The Hennepin County Attorney’s Office has declined to issue criminal or misdemeanor charges against Minneapolis Police Officer Joshua Young, following a May 10 accident in which Ivan Romero-Olivares died after his motorcycle struck Young’s squad car.
The Minneapolis Police Department’s Internal Affairs unit also has concluded that no disciplinary action will be taken against Young after an investigation by the Minnesota State Patrol.
“This is not a case of a high-speed response in which an officer ran a red light in a reckless manner,” Minneapolis Police Chief Janee Harteau said Thursday in announcing the results of the investigation.

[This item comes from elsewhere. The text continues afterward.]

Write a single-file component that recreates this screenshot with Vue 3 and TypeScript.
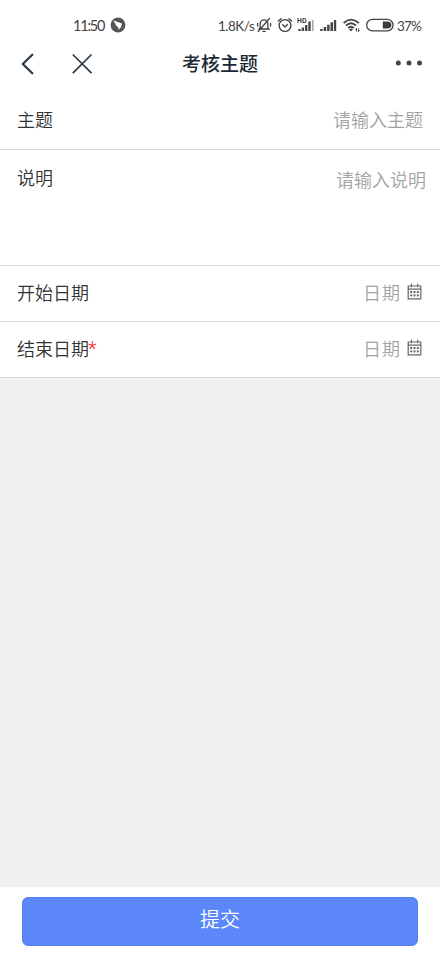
<script setup lang="ts">
import { ref } from 'vue'

interface DateField {
  label: string
  required: boolean
}

const title = ref('考核主题')
const dateFields: DateField[] = [
  { label: '开始日期', required: false },
  { label: '结束日期', required: true },
]
const calendarDots: number[] = [4.2, 7.5, 10.8]
</script>

<template>
  <div class="page">
    <div class="status">
      <span class="time">11:50</span>
      <svg class="bird" width="16" height="16" viewBox="0 0 16 16">
        <circle cx="8" cy="8" r="7.4" fill="#555" />
        <path d="M3.6 3.6 L11.9 6.4 Q12.2 7.5 10.8 9.4 L11.6 9.6 L8.4 13 L8.7 10.8 L7.2 10.5 L8 9.6 Q5.6 8.9 5.2 7.4 L6.4 7.4 Q4.1 6 3.6 3.6Z" fill="#fff" />
      </svg>
      <span class="speed">1.8K/s</span>
      <svg class="bell" width="16" height="16" viewBox="0 0 16 16" fill="none" stroke="#444" stroke-width="1.3" stroke-linecap="round">
        <path d="M3 12 H13 L11.8 10.3 V6.7 C11.8 4.3 10.3 2.8 8 2.8 C5.7 2.8 4.2 4.3 4.2 6.7 V10.3 L3 12 M6.8 14.3 H9.2 M13.5 1.5 L2.2 14.5 M1.6 6.5 V9 M14.6 6.5 V9" />
      </svg>
      <svg class="alarm" width="16" height="16" viewBox="0 0 16 16" fill="none" stroke="#444" stroke-width="1.4" stroke-linecap="round" stroke-linejoin="round">
        <circle cx="8" cy="8.5" r="5.9" />
        <path d="M5.7 7.8 L8 9.9 L10.5 7.5 M1.3 4 L4 1.7 M14.7 4 L12 1.7" />
      </svg>
      <svg class="hd" width="18" height="16" viewBox="0 0 18 16" fill="#444">
        <path d="M1 1 V6 M4 1 V6 M1 3.5 H4 M6 1.5 V5.5 H7.5 Q9 5.5 9 3.5 Q9 1.5 7.5 1.5 H6" fill="none" stroke="#444" stroke-width="1.1" />
        <path d="M1.3 12 h2.4 v2 h-2.4z M4.7 10.4 h2.4 v3.6 h-2.4z M8 8 h2.4 v6 h-2.4z M11.3 4.5 h2.4 v9.5 h-2.4z" />
        <path d="M15 3 h1.6 v11 h-1.6z" fill="#aaa" />
      </svg>
      <svg class="signal" width="17" height="16" viewBox="0 0 17 16" fill="#444">
        <path d="M0.2 12 h2.5 v2 h-2.5z M3.7 10 h2.5 v4 h-2.5z M7.1 7.7 h2.5 v6.3 h-2.5z M10.5 5.3 h2.5 v8.7 h-2.5z M13.9 3 h2.3 v11 h-2.3z" />
      </svg>
      <svg class="wifi" width="18" height="16" viewBox="0 0 18 16" fill="none" stroke="#444" stroke-width="1.8">
        <path d="M0.6 6 Q8 -0.8 15.8 6 M3 8.5 Q8 4 13 8.5 M5.2 11 Q8 8.5 10.8 11" />
        <path d="M8 14.4 L6 12.2 Q8 10.8 10 12.2Z" fill="#444" stroke="none" />
        <path d="M13.5 14.5 V11.5 M12.6 12.5 L13.5 11.4 M15.6 11.5 V14.5 L16.6 13.5" stroke-width="1" />
      </svg>
      <svg class="battery" width="28" height="14" viewBox="0 0 28 14">
        <rect x="0.7" y="1.3" width="26.3" height="11.6" rx="5.6" fill="none" stroke="#444" stroke-width="1.3" />
        <path d="M16.8 3.6 H21.6 Q25.4 4 25.4 7.1 Q25.4 10.2 21.6 10.6 H16.8Z" fill="#3c3c3c" />
      </svg>
      <span class="percent">37%</span>
    </div>

    <header class="nav">
      <svg class="back" width="14" height="22" viewBox="0 0 14 22" fill="none" stroke="#2d3b48" stroke-width="2.3" stroke-linecap="round" stroke-linejoin="round">
        <path d="M11.3 1.7 L1.8 11 L11.3 20.3" />
      </svg>
      <svg class="close" width="20" height="20" viewBox="0 0 20 20" stroke="#2d3b48" stroke-width="1.7" stroke-linecap="round">
        <path d="M1.3 1 L19 18.7 M19 1 L1.3 18.7" />
      </svg>
      <h1>{{ title }}</h1>
      <svg class="more" width="28" height="6" viewBox="0 0 28 6" fill="#3c4650">
        <circle cx="3.3" cy="3" r="2.5" /><circle cx="14" cy="3" r="2.5" /><circle cx="24.5" cy="3" r="2.5" />
      </svg>
    </header>

    <main class="form">
      <div class="row first">
        <span class="label">主题</span>
        <span class="hint">请输入主题</span>
      </div>
      <div class="row description">
        <span class="label">说明</span>
        <span class="hint">请输入说明</span>
      </div>
      <div v-for="field in dateFields" :key="field.label" class="row date">
        <span class="label">{{ field.label }}<span v-if="field.required" class="star">*</span></span>
        <span class="hint">日期</span>
        <svg class="calendar" width="15" height="17" viewBox="0 0 15 17">
          <path d="M1.2 3 H13.8 V15.8 H1.2Z M1.2 6.2 H13.8 M4.4 0.8 V4.2 M10.6 0.8 V4.2" fill="none" stroke="#666" stroke-width="1.2" />
          <g fill="#666">
            <template v-for="x in calendarDots" :key="x">
              <rect :x="x - 1" y="8" width="2" height="2" />
              <rect :x="x - 1" y="11.4" width="2" height="2" />
            </template>
          </g>
        </svg>
      </div>
    </main>

    <footer class="footer">
      <button type="button" class="submit">提交</button>
    </footer>
  </div>
</template>

<style>
body {
  margin: 0;
}
</style>

<style scoped>
.page {
  display: flex;
  flex-direction: column;
  width: 440px;
  height: 953px;
  overflow: hidden;
  background: #f0f0f0;
  font-family: "Noto Sans CJK SC", sans-serif;
}
.status {
  display: flex;
  align-items: center;
  flex: none;
  box-sizing: border-box;
  height: 42px;
  padding: 8px 0 0 73px;
  background: #fff;
  color: #444;
  font-family: Lato, sans-serif;
  font-size: 14px;
  line-height: 20px;
  white-space: nowrap;
}
.status svg {
  flex: none;
}
.time {
  width: 37px;
  padding-top: 1px;
  font-size: 14.5px;
  letter-spacing: -1.2px;
}
.speed {
  width: 38px;
  margin-left: 92px;
  padding-top: 1px;
  font-size: 13.5px;
  letter-spacing: -0.5px;
}
.alarm {
  margin-left: 5px;
}
.hd {
  margin-left: 4px;
}
.signal {
  margin-left: 5px;
}
.wifi {
  margin-left: 6px;
}
.battery {
  margin-left: 5px;
}
.percent {
  margin-left: 3px;
  padding-top: 1px;
  font-size: 13.5px;
  letter-spacing: -0.8px;
}
.nav {
  display: flex;
  align-items: center;
  flex: none;
  height: 43px;
  padding: 0 17px 8px 21px;
  background: #fff;
}
.close {
  margin-left: 37px;
}
h1 {
  margin: 0 0 2px 90px;
  color: #1c2a36;
  font-size: 19px;
  font-weight: 500;
  line-height: 28px;
}
.more {
  margin: 0 0 1px auto;
}
.form {
  flex: 1;
}
.row {
  display: flex;
  align-items: center;
  box-sizing: border-box;
  height: 56px;
  padding: 0 17px 3px;
  border-bottom: 1px solid #d9d9d9;
  background: #fff;
  font-size: 18px;
  line-height: 26px;
}
.row.first {
  height: 57px;
  padding-bottom: 4px;
}
.row.description {
  align-items: flex-start;
  height: 116px;
  padding: 14px 14px 0 17px;
}
.description .hint {
  margin-top: 2px;
}
.label {
  color: #333;
  font-weight: 350;
}
.hint {
  margin-left: auto;
  color: #a3a3a3;
  font-weight: 350;
}
.date .hint {
  letter-spacing: 1px;
}
.star {
  display: inline-block;
  height: 20px;
  margin-left: -1px;
  color: #f22;
  font-family: Roboto, sans-serif;
  font-size: 20px;
  line-height: 20px;
}
.calendar {
  flex: none;
  margin: 0 1px 1px 6px;
}
.footer {
  flex: none;
  box-sizing: border-box;
  height: 66px;
  padding: 10px 22px 7px;
  background: #fff;
}
.submit {
  display: block;
  width: 100%;
  height: 49px;
  padding: 0 0 5px;
  border: 1px solid #5780f0;
  border-radius: 6px;
  background: #5b87fb;
  color: #fff;
  font-family: inherit;
  font-size: 20px;
  font-weight: 350;
  line-height: 28px;
}
</style>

“This is a case of an officer responding to a call for help, using caution, traveling well below the posted speed, properly using red lights and a siren,” said Harteau, noting that the squad car was “struck by a motorcyclist who already lost control.”
The report by the State Patrol says Romero-Oliveras was driving over the posted speed limit and had limited experience operating a motorcycle. He did not have a motorcycle endorsement or permit. He also failed to yield to an emergency vehicle.

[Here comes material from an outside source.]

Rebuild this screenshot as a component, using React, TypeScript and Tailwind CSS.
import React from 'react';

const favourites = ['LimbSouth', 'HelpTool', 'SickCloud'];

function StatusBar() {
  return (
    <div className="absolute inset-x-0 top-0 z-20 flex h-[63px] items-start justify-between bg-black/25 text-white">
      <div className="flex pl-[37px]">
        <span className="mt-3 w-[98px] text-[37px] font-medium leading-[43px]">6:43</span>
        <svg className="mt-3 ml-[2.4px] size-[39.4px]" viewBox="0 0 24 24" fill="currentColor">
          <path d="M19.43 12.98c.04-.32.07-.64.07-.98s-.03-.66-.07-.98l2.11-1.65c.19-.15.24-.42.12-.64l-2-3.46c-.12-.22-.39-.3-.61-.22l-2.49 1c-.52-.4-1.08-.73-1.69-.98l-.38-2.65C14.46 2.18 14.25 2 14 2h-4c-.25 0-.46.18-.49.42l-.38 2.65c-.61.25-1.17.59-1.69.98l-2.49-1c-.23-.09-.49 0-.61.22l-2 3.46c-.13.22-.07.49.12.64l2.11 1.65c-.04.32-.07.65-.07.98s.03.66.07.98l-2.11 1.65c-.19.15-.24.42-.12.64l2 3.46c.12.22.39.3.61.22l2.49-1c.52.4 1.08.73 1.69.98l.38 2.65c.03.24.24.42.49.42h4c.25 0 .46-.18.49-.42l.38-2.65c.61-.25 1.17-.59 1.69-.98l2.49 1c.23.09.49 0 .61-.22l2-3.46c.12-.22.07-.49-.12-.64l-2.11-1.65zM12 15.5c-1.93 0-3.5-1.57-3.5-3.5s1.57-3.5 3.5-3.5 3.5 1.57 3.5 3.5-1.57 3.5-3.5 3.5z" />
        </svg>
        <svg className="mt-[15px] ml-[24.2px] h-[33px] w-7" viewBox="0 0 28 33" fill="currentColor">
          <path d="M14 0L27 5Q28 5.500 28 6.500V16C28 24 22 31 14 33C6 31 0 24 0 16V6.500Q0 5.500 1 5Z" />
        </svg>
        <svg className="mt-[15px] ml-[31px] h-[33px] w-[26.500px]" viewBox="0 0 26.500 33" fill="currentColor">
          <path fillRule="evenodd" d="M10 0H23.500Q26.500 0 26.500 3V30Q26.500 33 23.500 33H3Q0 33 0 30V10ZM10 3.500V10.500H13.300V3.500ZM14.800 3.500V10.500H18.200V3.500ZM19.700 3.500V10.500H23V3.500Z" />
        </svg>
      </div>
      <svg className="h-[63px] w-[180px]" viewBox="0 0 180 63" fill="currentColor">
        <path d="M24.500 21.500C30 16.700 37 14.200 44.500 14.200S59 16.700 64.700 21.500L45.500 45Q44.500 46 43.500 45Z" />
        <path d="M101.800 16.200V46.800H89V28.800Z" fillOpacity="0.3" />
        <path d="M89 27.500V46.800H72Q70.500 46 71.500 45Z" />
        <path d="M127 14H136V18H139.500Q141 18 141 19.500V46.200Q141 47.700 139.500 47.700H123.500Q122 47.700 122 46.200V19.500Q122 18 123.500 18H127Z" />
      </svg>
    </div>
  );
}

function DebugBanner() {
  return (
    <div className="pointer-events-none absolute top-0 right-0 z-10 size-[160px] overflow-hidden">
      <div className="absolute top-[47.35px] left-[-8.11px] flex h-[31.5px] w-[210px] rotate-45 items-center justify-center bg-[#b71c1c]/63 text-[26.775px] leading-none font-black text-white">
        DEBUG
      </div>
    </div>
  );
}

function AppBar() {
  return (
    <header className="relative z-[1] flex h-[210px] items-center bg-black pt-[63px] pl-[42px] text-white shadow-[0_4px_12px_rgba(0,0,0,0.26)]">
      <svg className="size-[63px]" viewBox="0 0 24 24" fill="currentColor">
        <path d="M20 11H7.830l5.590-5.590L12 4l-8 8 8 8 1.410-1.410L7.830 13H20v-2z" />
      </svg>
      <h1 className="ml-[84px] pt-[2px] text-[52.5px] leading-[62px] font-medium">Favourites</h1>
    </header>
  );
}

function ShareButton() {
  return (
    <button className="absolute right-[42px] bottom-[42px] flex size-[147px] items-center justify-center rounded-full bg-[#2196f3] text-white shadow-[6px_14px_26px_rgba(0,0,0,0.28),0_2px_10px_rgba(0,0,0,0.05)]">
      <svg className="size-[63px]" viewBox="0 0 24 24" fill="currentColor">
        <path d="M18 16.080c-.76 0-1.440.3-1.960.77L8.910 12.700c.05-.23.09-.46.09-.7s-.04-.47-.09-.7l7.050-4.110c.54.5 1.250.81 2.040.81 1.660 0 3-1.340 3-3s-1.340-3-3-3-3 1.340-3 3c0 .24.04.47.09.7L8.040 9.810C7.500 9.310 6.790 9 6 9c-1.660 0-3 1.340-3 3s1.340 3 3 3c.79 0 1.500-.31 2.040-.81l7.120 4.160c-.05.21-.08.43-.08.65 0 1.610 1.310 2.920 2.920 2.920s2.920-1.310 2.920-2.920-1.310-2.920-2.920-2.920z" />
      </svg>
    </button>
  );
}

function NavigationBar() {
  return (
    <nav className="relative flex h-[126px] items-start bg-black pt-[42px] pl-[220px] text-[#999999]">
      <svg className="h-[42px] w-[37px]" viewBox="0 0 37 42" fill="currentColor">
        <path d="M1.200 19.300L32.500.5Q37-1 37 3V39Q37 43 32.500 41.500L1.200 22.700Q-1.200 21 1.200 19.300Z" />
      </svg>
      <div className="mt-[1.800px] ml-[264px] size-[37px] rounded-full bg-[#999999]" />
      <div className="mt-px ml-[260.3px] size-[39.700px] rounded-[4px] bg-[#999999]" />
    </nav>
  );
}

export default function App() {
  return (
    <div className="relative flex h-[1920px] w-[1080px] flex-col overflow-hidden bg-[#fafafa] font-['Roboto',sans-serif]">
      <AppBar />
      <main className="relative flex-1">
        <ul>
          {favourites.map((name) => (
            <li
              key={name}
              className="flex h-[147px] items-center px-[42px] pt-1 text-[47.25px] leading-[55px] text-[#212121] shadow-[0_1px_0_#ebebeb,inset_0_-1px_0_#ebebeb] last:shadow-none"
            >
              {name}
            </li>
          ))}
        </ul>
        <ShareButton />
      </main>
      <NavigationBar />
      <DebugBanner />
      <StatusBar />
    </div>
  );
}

The Minneapolis Police Department further discovered that Romero-Oliveras did not have a valid Minnesota driver’s license.
The State Patrol also concluded that Young failed to exercise due care in passing through an intersection against a red light.
The accident occurred following the shooting of a robbery suspect and two police officers in the basement of a private home in 2700 block of Bryant Avenue South. Young was responding to a request by an officer at the scene of the shootings for additional help to secure the crime area, according to police records.
Young was driving one of three squad cars headed west on 26th Street when he encountered a red light at Blaisdell, a one-way street.
The report from the Hennepin County Attorney’s Office said a witness to the accident reported that all of the other cars on Blaisdell were stopped when a motorcycle drove past and hit the squad car.
“This is not an example of an officer being over the line and needing to have behavior corrected,” said Harteau. “Even when using discretionary action, the potential outcomes are there for tragedy.”